El libro habla de una clase social pequeña y muy concreta, la oligarquía turca de la segunda mitad del siglo XX, y de un hombre más bien raro y estrafalario. Y, sin embargo, lo que cuenta nos atañe a todos muy de cerca, porque sólo profundizando en lo único, en lo individual y lo concreto pueden las novelas alcanzar lo general. En un grano de arena se esconde la estructura misma del Universo.

Y así, voy a desdecirme una vez más: en realidad el tema de este libro no es el amor, como escribí antes, y tampoco la obsesión, sino que de lo que trata es de la vida, del fulgor del mundo en la juventud, de las trampas en las que vamos cayendo, del tiempo que pasa y que hiere al pasar, de ese decaimiento que se va posando como un polvo fino sobre la existencia.

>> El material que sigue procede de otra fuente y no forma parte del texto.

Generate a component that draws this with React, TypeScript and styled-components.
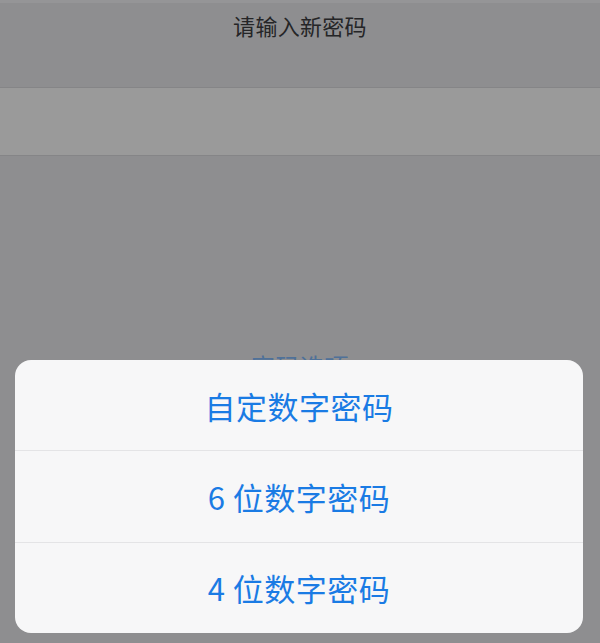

El Museo de la Inocencia utiliza la pasión para hablar de otra cosa, al igual que sucede en Madame Bovary o en Anna Karenina, dos figuras de mujer con quienes Füsun mantiene cierta semejanza: ella, que ansía ser actriz de cine, es la Emma Bovary de finales del siglo XX. En suma, es el amor como catástrofe, que a su vez representa la pequeña catástrofe que siempre es vivir. Esta historia abundantísima (650 páginas muy apretadas de las cuales sobran fácilmente cincuenta, como siempre sucede en todas las novelas monumentales) es un texto de una belleza profunda que logra rozar el secreto esencial, esa zona oscura que casi nunca se alcanza. Y tiene la última línea más conmovedora que recuerdo en mucho tiempo en una novela. Pero no te hagas trampas y no empieces por el final: para saber por qué conmueve tanto hay que recorrerse antes todo el camino del libro hasta llegar a ella. Algo parecido a lo que pasa en la vida.

El Museo de la Inocencia. Orhan Pamuk. Traducción de Rafael Carpintero. Mondadori. Barcelona, 2009. 670 páginas. 23,90 euros.